The notion of the probability law of a random phenomenon is introduced in this section in order to provide a concise and intuitively meaningful language for describing the probability properties of a random phenomenon.

In order to describe a numerical valued random phenomenon, it is necessary and sufficient to state its probability function \(P[\cdot]\) ; this is equivalent to stating for any Borel set \(B\) of real numbers the probability that an observed value of the random phenomenon will be in the Borel set \(B\) . However, other functions exist, a knowledge of which is equivalent to a knowledge of the probability function. The distribution function is one such function, for between probability functions and distribution functions there is a one-to-one correspondence. Similarly, between discrete distribution functions and probability mass functions and between continuous distribution functions and probability density functions one to-one correspondences exist.
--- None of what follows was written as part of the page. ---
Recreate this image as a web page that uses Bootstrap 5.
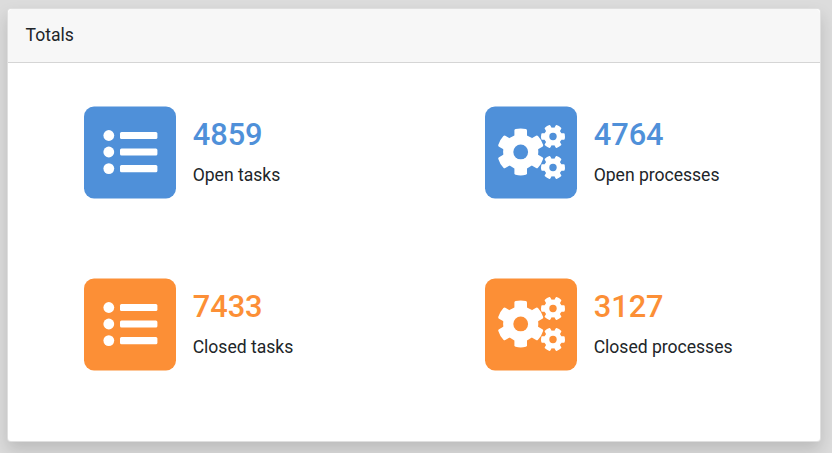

Thus we have available different, but equivalent, representations of the same mathematical concept, which we may call the probability law (or sometimes the probability distribution) of the numerical valued random phenomenon .

A probability law is called discrete if it corresponds to a discrete distribution function and continuous if it corresponds to a continuous distribution function.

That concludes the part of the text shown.